Je me précipite sur mon ordinateur, Pichot est le Directeur Commercial et je ne l’ai jamais eu au téléphone pour autre chose que de gros soucis …

Effectivement un message dix fois transféré, répondu et re-transféré avec désormais une vingtaine de destinataires appartenant à quatre niveaux hiérarchiques vient de me parvenir :

From: Stéphane Pichot
Subject: Tr : Tr : Re : Alerte, bug sur le site Internet suite mise en production version 3.12Paul, faites quelque chose, vite.
SP.
>
> … vous vous foutez de ma gueule !!! On est en train d’offrir un voyage en
> Martinique à tous les mecs qui font un virement sur notre site bordel !!!
> …
>
>>
>>… on a développé la nouvelle fonctionnalité de super pactole pour le
>> 100 000e virement …
>> … depuis qu’on a atteint les 100 000, chaque nouveau virement indique
>> « vous avez gagné le pactole », est-ce normal car il n’était pas spécifié
>> que l’on doive remettre le compteur à zéro ? …
>>

Je tourne la tête pour regarder la nouvelle carte d’état major : la bulle « site Internet particulier » est noire, avec une énorme croute rouge. Je sens mon sang se glacer. D’après la carte, cela signifie que la dette technique est monstrueuse, donc que la correction prendra du temps, et que l’on a toute chance de déclencher d’autres bugs …

« Kasperski, je gère l’urgence ce soir et cette nuit. Pour le reste, on commence lundi. 8h dans mon bureau. Excellent week-end. »

-> Chapitre 3

11 réponses à « Chapitre 2 : Une nouvelle carte d’état major »

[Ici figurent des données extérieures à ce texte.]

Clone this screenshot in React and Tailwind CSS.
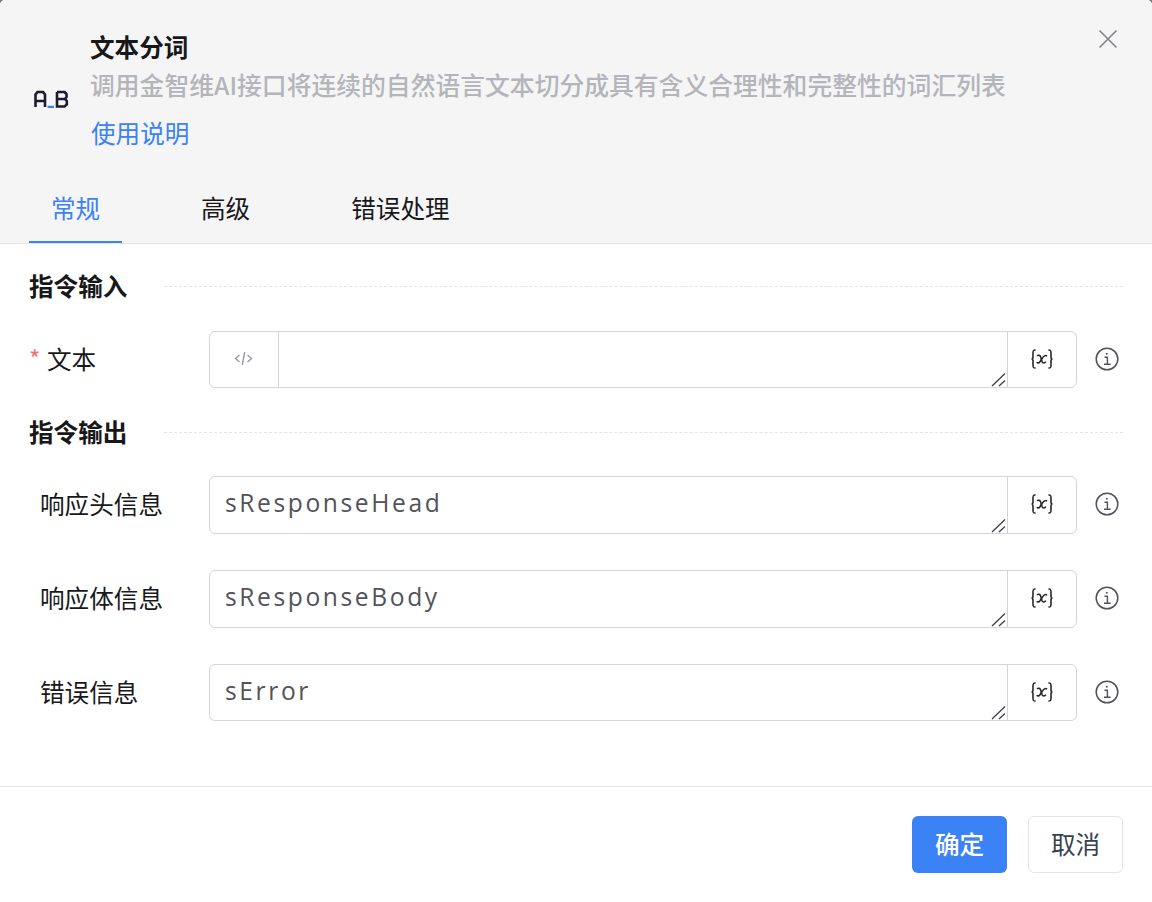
import React from "react";

function Field({ label, required, value, code, h }) {
  return (
    <div className={`flex items-center pl-[29px] pr-[33px] ${h}`}>
      <div className="w-[180px] shrink-0 flex items-center text-[24.6px] leading-[36px] text-[#18181b] -translate-y-[2px]">
        {required ? (
          <><span className="text-[#f87171] w-[18px]">*</span><span>{label}</span></>
        ) : (
          <span className="pl-[11px]">{label}</span>
        )}
      </div>
      <div className="relative w-[869px] h-full flex rounded-[6px] border border-[#d4d4d8] overflow-hidden bg-white">
        {code && (
          <div className="w-[69px] shrink-0 border-r border-[#d4d4d8] flex items-center justify-center pb-[2px]">
            <svg className="-ml-[2px]" width="19" height="15" viewBox="0 0 19 15" fill="none" stroke="#9a9aa3" strokeWidth="1.4">
              <path d="M5.5 4 1.5 7.5 5.5 11M13.5 4 17.5 7.5 13.5 11M10.7 1 8.3 14" />
            </svg>
          </div>
        )}
        <div className="relative flex-1 min-w-0 h-full">
          <textarea
            readOnly
            defaultValue={value}
            className="w-full h-full px-[15px] py-[8px] text-[24.6px] leading-[36px] tracking-[2.6px] text-[#52525b] outline-none resize-none font-['Open_Sans',sans-serif]"
          />
          <svg className="absolute right-[1px] bottom-0 pointer-events-none" width="15" height="15" viewBox="0 0 15 15" fill="none" stroke="#3f3f46" strokeWidth="1.3">
            <path d="M1 14 14 1.5M8 14 14 8.5" />
          </svg>
        </div>
        <div className="w-[69px] shrink-0 border-l border-[#d4d4d8] flex items-center justify-center pb-[2px]">
          <svg width="24" height="22" viewBox="0 0 24 22" fill="none" stroke="#27272a" strokeWidth="1.6" strokeLinecap="round">
            <path d="M5 2C3 2 3 3 3 5V9C3 10.5 2.5 11 1.5 11 2.5 11 3 11.5 3 13V17C3 19 3 20 5 20" />
            <path d="M19 2C21 2 21 3 21 5V9C21 10.5 21.5 11 22.5 11 21.5 11 21 11.5 21 13V17C21 19 21 20 19 20" />
            <path d="M7.5 7.5C9.5 6.8 10.2 7.5 10.8 9.5L12.2 14C12.8 15.2 14 15.2 15.5 14.2" />
            <path d="M16.5 7.8C14.5 6.8 13.2 8.5 11.8 10.8L9.8 14C9 15.2 8.2 15.2 7.2 14.6" />
          </svg>
        </div>
      </div>
      <div className="ml-[18px] -mt-[2px] w-[24px] h-[24px] shrink-0">
        <svg width="24" height="24" viewBox="0 0 24 24" fill="none" stroke="#52525b" strokeWidth="1.5">
          <circle cx="12" cy="12" r="10.8" />
          <path d="M9.5 10.2H12.4V17.2M9 17.2H15.6" strokeWidth="1.4" />
          <circle cx="11.8" cy="6.8" r="1" fill="#52525b" stroke="none" />
        </svg>
      </div>
    </div>
  );
}

function Section({ title }) {
  return (
    <div className="flex items-center pl-[29px] pr-[29px] h-[36px]">
      <div className="w-[135px] shrink-0 text-[24.6px] leading-[36px] font-bold text-[#18181b] -translate-y-[2px]">{title}</div>
      <div className="flex-1 border-t border-dashed border-[#e4e4e7] -translate-y-[1px]" />
    </div>
  );
}

export default function App() {
  return (
    <div className="w-[1152px] h-[902px] bg-[#77777a] overflow-hidden">
      <div className="w-full h-full bg-white flex flex-col rounded-t-[5px] overflow-hidden font-['Noto_Sans_CJK_SC','Noto_Sans',sans-serif]">
        <header className="h-[244px] shrink-0 bg-[#f5f5f6] border-b border-[#e4e4e7] flex flex-col">
          <div className="h-[175px] shrink-0 flex pl-[33px] pr-[34px] pt-[28px]">
            <div className="w-[57px] shrink-0 flex items-start pt-[62px]">
              <svg width="36" height="18" viewBox="0 0 36 18" fill="none" stroke="#1e1b2e" strokeWidth="2.6">
                <path d="M2.5 17V4.5L4.5 2H10L12 4.5V17M2.5 11H12" />
                <path d="M14.5 17H21" stroke="#3b82f6" />
                <path d="M24 2V16.5H31.5L33.8 14.5V11L32 9H24M32 9L33.5 7V4L31.5 2H24" />
              </svg>
            </div>
            <div className="flex-1 min-w-0">
              <div className="text-[24.6px] leading-[36px] font-bold text-[#18181b]">文本分词</div>
              <div className="text-[24.8px] leading-[36px] font-medium text-[#b4b4bb] mt-[2px]">调用金智维AI接口将连续的自然语言文本切分成具有含义合理性和完整性的词汇列表</div>
              <div className="text-[24.6px] leading-[36px] text-[#3b82f6] mt-[12px] ml-[1px]">使用说明</div>
            </div>
            <svg className="shrink-0 mt-[1px]" width="20" height="20" viewBox="0 0 20 20" fill="none" stroke="#85858c" strokeWidth="1.7">
              <path d="M1.5 1.5 18.5 18.5M18.5 1.5 1.5 18.5" />
            </svg>
          </div>
          <nav className="flex pl-[29px] h-[68px] text-[24.6px] leading-[36px] text-[#18181b]">
            <div className="w-[93px] text-center text-[#3b82f6] border-b-[2px] border-[#3b82f6] pt-[14px]">常规</div>
            <div className="ml-[79px] pt-[14px]">高级</div>
            <div className="ml-[101px] pt-[14px]">错误处理</div>
          </nav>
        </header>

        <main className="flex-1 flex flex-col">
          <div className="mt-[25px]"><Section title="指令输入" /></div>
          <div className="mt-[26px]"><Field h="h-[57px]" required label="文本" code value="" /></div>
          <div className="mt-[27px]"><Section title="指令输出" /></div>
          <div className="mt-[25px]"><Field h="h-[58px]" label="响应头信息" value="sResponseHead" /></div>
          <div className="mt-[36px]"><Field h="h-[58px]" label="响应体信息" value="sResponseBody" /></div>
          <div className="mt-[36px]"><Field h="h-[57px]" label="错误信息" value="sError" /></div>
        </main>

        <footer className="h-[116px] shrink-0 border-t border-[#e4e4e7] flex justify-end items-start gap-[21px] pr-[29px] pt-[29px]">
          <button className="w-[95px] h-[57px] pb-[2px] rounded-[6px] bg-[#3b82f6] text-white text-[24.6px] font-medium">确定</button>
          <button className="w-[95px] h-[57px] pb-[2px] rounded-[6px] bg-white border border-[#e4e4e7] text-[#374151] text-[24.6px]">取消</button>
        </footer>
      </div>
    </div>
  );
}
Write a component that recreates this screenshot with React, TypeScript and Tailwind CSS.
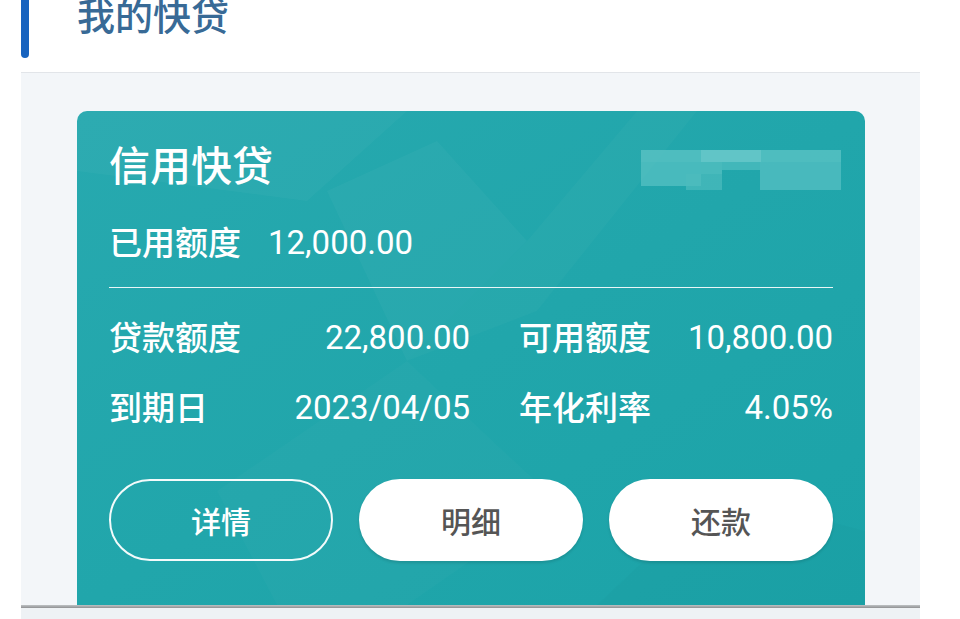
import React from "react";

const cjk = { fontFamily: '"Noto Sans CJK SC", "Noto Sans", sans-serif' };
const num = { fontFamily: 'Roboto, "Noto Sans CJK SC", sans-serif' };

function Row({ a, av, b, bv }: { a: string; av: string; b: string; bv: string }) {
  return (
    <div className="grid grid-cols-[361px_314px] gap-x-[49px] h-[40px] items-center text-white">
      <div className="flex items-center justify-between">
        <span className="text-[33px] leading-[40px] font-medium -translate-y-[2px]" style={cjk}>{a}</span>
        <span className="text-[33px] leading-[40px]" style={num}>{av}</span>
      </div>
      <div className="flex items-center justify-between">
        <span className="text-[33px] leading-[40px] font-medium -translate-y-[2px]" style={cjk}>{b}</span>
        <span className="text-[33px] leading-[40px]" style={num}>{bv}</span>
      </div>
    </div>
  );
}

export default function App() {
  return (
    <div className="relative w-[960px] h-[619px] bg-white overflow-hidden">
      {/* header */}
      <div className="flex h-[72px] pl-[21px]">
        <div className="w-[8px] h-[58px] bg-[#1763bf] rounded-b-[4px]" />
        <div
          className="ml-[48px] -mt-[8px] text-[38px] leading-[44px] text-[#386a96] font-medium"
          style={cjk}
        >
          我的快贷
        </div>
      </div>
      <div className="ml-[21px] w-[899px] h-[1px] bg-[#e2e5e9]" />
      {/* content */}
      <div className="ml-[21px] w-[899px] h-[532px] bg-[#f3f6f9] pt-[38px] pl-[56px]">
        <div className="relative w-[788px] h-[494px] rounded-t-[10px] bg-gradient-to-br from-[#27a9af] via-[#21a6ab] to-[#1ba3a8] overflow-hidden px-[32px] pt-[28px]">
          {/* decorative background */}
          <svg className="absolute inset-0 pointer-events-none" width="788" height="494" viewBox="0 0 788 494">
            <polygon points="0,0 330,0 230,90 0,60" fill="#ffffff" opacity="0.03" />
            <polygon points="250,80 360,30 450,130 330,250" fill="#ffffff" opacity="0.03" />
            <polygon points="330,250 450,130 560,0 620,0 460,200" fill="#ffffff" opacity="0.025" />
            <polygon points="140,380 330,250 480,390 330,494 200,494" fill="#ffffff" opacity="0.02" />
            <polygon points="520,494 640,380 788,420 788,494" fill="#000000" opacity="0.015" />
          </svg>
          <div className="relative flex justify-between h-[48px] items-center">
            <span className="text-white text-[41px] leading-[48px] font-medium" style={cjk}>信用快贷</span>
            {/* pixelated redaction */}
            <div className="relative w-[200px] h-[40px] mt-[14px] -mr-[8px]">
              <div className="absolute left-0 top-0 w-[200px] h-[12px] bg-[#5ec4c6] opacity-75" />
              <div className="absolute left-0 top-[12px] w-[60px] h-[24px] bg-[#5ec4c6] opacity-65" />
              <div className="absolute left-[45px] top-[24px] w-[36px] h-[16px] bg-[#4dbcbe] opacity-70" />
              <div className="absolute left-[60px] top-[12px] w-[21px] h-[12px] bg-[#55c0c2] opacity-75" />
              <div className="absolute left-[81px] top-[12px] w-[38px] h-[8px] bg-[#55c0c2] opacity-65" />
              <div className="absolute left-[119px] top-[12px] w-[81px] h-[28px] bg-[#5ac2c4] opacity-70" />
              <div className="absolute left-[60px] top-0 w-[60px] h-[12px] bg-[#6ccacb] opacity-65" />
            </div>
          </div>
          <div className="relative mt-[36px] h-[40px] flex items-center text-white">
            <span className="text-[33px] leading-[40px] font-medium -translate-y-[2px]" style={cjk}>已用额度</span>
            <span className="ml-[27px] text-[33px] leading-[40px]" style={num}>12,000.00</span>
          </div>
          <div className="relative mt-[24px] h-[1px] bg-white/90" />
          <div className="relative mt-[30px] flex flex-col gap-[30px]">
            <Row a="贷款额度" av="22,800.00" b="可用额度" bv="10,800.00" />
            <Row a="到期日" av="2023/04/05" b="年化利率" bv="4.05%" />
          </div>
          <div className="relative mt-[51px] flex gap-[26px]">
            <button className="w-[224px] h-[82px] rounded-full border-2 border-white/95 text-white text-[30px] font-medium" style={cjk}>
              详情
            </button>
            <button className="w-[224px] h-[82px] rounded-full bg-white text-[#555555] text-[30px] font-medium shadow-[0_2px_3px_rgba(0,0,0,0.12)]" style={cjk}>
              明细
            </button>
            <button className="w-[224px] h-[82px] rounded-full bg-white text-[#555555] text-[30px] font-medium shadow-[0_2px_3px_rgba(0,0,0,0.12)]" style={cjk}>
              还款
            </button>
          </div>
        </div>
      </div>
      {/* bottom strip */}
      <div className="relative ml-[21px] w-[899px] h-[14px] bg-[#eef2f5]">
        <div className="absolute left-0 top-0 w-[899px] h-[3px] bg-gradient-to-b from-black/20 to-black/40" />
      </div>
    </div>
  );
}
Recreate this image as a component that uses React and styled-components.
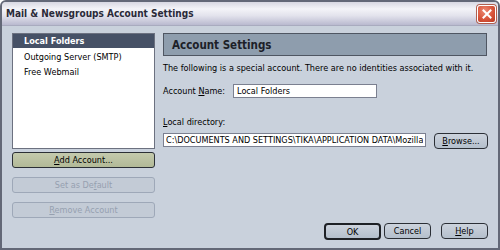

  1. Je m’aperçois que je suis de la vieille génération et j’ai besoin de le lire sur papier pour griffoner des remarques et avoir une vue d’ensemble. Je repasserai quand j’aurais pu le lire sur papier et prendre du recul 😉

  2. Je ne comprends pas le schéma : faut-il faire la somme du CA perdu + remplacement pour obtenir l’actif ?
    Que signifie 1= et 100= : 1 pour le système en place et 100 pour le remplacment par 100 personnes ?

  3. Le critère choisi pour l’actif conduit à une grossière surestimation. Un maillon de la chaîne de valeur ne peut revendiquer pour lui seul tout l’actif correspondant à la chaîne entière. Sinon il suffirait de rajouter des maillons intermédiaires pour augmenter l’actif.

    De même, la valeur d’un logiciel ne peut se comparer au coût des mêmes tâches assurées à la mimine+Excel. On pourrait au minimum comparer au progiciel sur étagère le plus proche.

    Il faut à mon avis tout simplement réactualiser en permanence pour chaque application les données ayant présidé à la décision d’investissement, et qui justifiaient le ROI.

    La valeur d’un actif, c’est comptablement l’actualisation des bénéfices futurs qu’il apporte.

  4. Bigre, est-ce-à-dire que la comptabilité analytique ne fait pas la distinction entre coûts fixes et coûts variables ? Vous m’étonnez un peu.

  5. C’est le paradigme de la programmation orientée objet.

  6. Ils s’appellent par leur prénom au 2ème coup de fil ?
    Me parait très familier et trop américain…

  7. OK, modifié

  8. Le dessin donne une idée de /l’échelle de visualisation/. Un actif de 1€ sera un petit cercle, un de 100€ le grand.
    Concernant le modèle proposé par Yann, il représente le consensus financier pour une valorisation … mais est très difficile à appliquer dans la réalité informatique ! Calculez les flux de revenus futurs de votre ERP..? Tous les modèles sont faux, certains sont utiles, le modèle proposé permet de hiérarchiser les actifs informatiques et d’observer leur ratio coût/valeur. Effectivement, la somme des actifs IT peut être supérieure au chiffres d’affaires de l’entreprise, par exemple pour un eCommerçant il faut additionner la valeur de son site (si je ne l’ai plus je n’ai plus de CA) et celle de son back-office (x ETP pour gérer les commandes et la comptabilité à la main).

  9. La recherche de l’adaptable est le /souhait/ de la programmation objet, dans les faits, elle n’a pas considérablement modifié le taux de remaniement du code .. plombé par la difficulté à retester simplement des logiciels de plus en plus complexes et critiques.